Em julho, em entrevista ao Jornal de Negócios, o CEO da EDP, Miguel Stilwell de Andrade, afirmou-se “não muito preocupado” com as eleições nos Estados Unidos e garantiu que “os riscos políticos no país estão mitigados” em termos de projetos eólicos e solares. Já em meados de setembro, na conferência organizada pelo ECO “Energy 2024”, o administrador executivo Pedro Vasconcelos criticou: “[Donald] Trump é contra a transição. Tudo o que afirma vai contra a estabilidade que os investidores precisam“. O mesmo acrescentou que se revê na agenda da candidata pelo partido Democrata, Kamala Harris. Pedro Vasconcelos criticou ainda o “protecionismo muito violento” da parte dos Estados Unidos em relação aos painéis solares chineses.
Além da EDP Renováveis, os analistas do Goldman nomeiam a dinamaquesa Orsted entre as mais expostas, já que “um governo menos adjuvante na energia eólica offshore deverá ter um impacto negativo no sentimento”, caso o mercado assuma que não existirá crescimento da empresa nos Estados Unidos, no que diz respeito a esta tecnologia. Tanto no caso desta empresa como da Vestas, a atividade noutros mercados pode contrabalançar eventuais dissabores no mercado norte-americano, afirma o Goldman Sachs.
No caso da EDPR, quebras no valor da ação relacionadas com os projetos offshore seriam de “curta duração”, uma vez que a empresa já caiu “abruptamente” e tem pouco risco de acordo com os fundamentais.
Em paralelo, há outro perfil de empresa, cujo foco está nas infraestruturas de energia em vez da produção, que é particularmente sensível a oscilações nas taxas de juro e a estas eleições: é o caso da Iberdrola e National Grid, acrescenta o Goldman Sachs.

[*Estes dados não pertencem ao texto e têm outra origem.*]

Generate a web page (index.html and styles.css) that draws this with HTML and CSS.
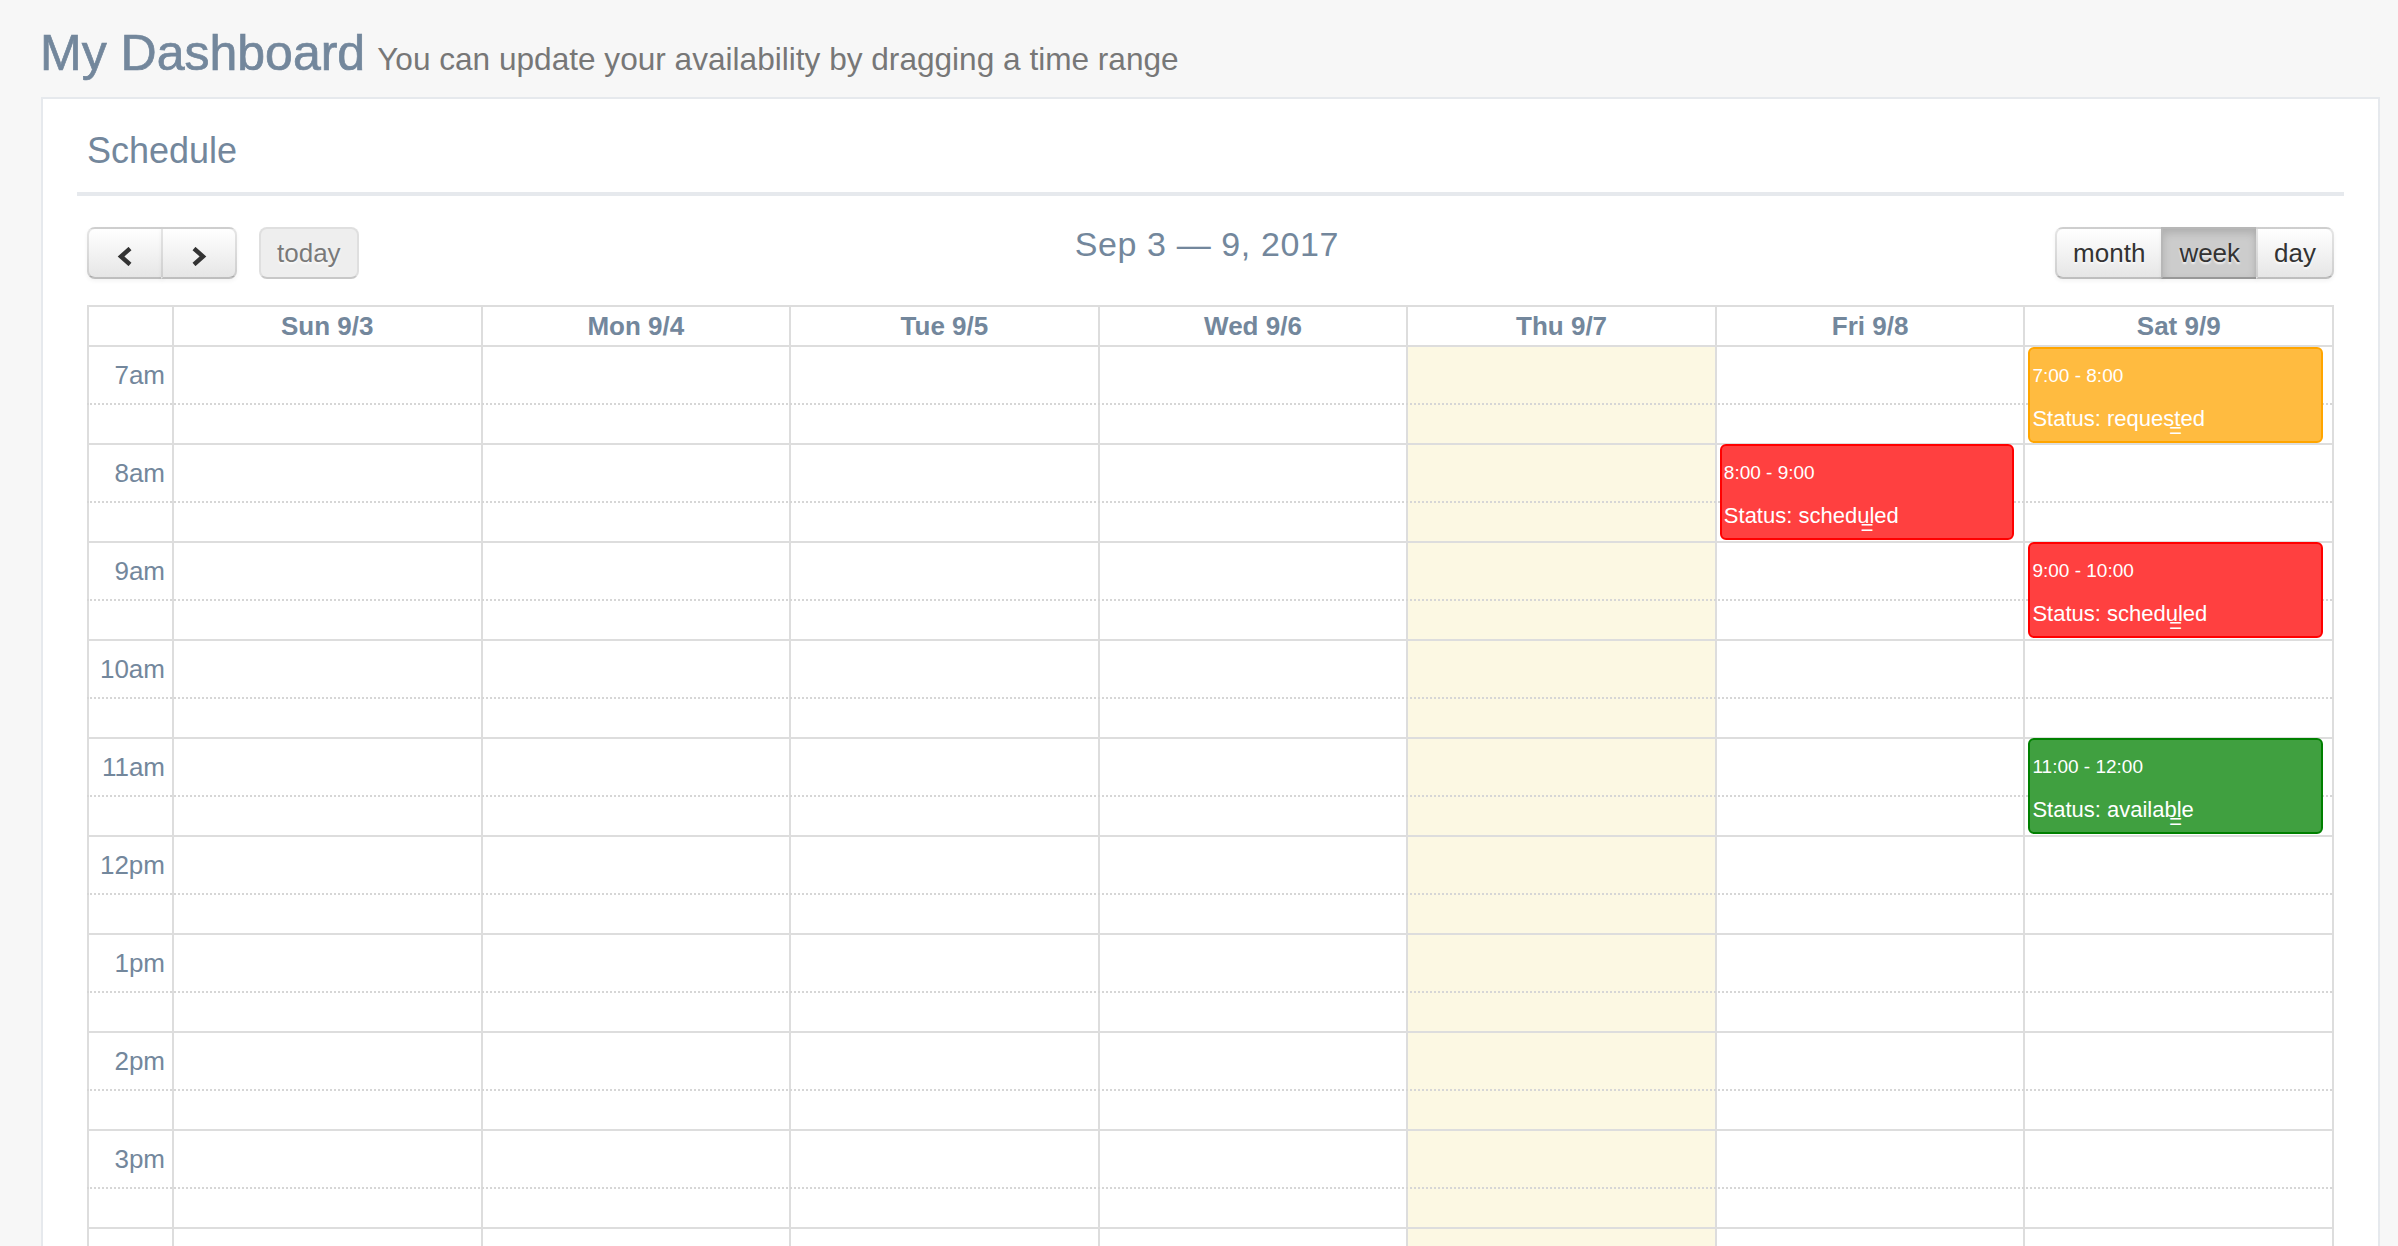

No extremo oposto, empresas com pouca exposição aos Estados Unidos, como a EON, SSE e Enel, poderiam beneficiar de uma maior turbulência na política energética da maior economia do mundo, no rescaldo das eleições presidenciais. Apesar dos receios assinalados, a recomendação de compra por parte do Goldman Sachs é comum a todas as energéticas mencionadas e ainda à Centrica, Engie e RWE.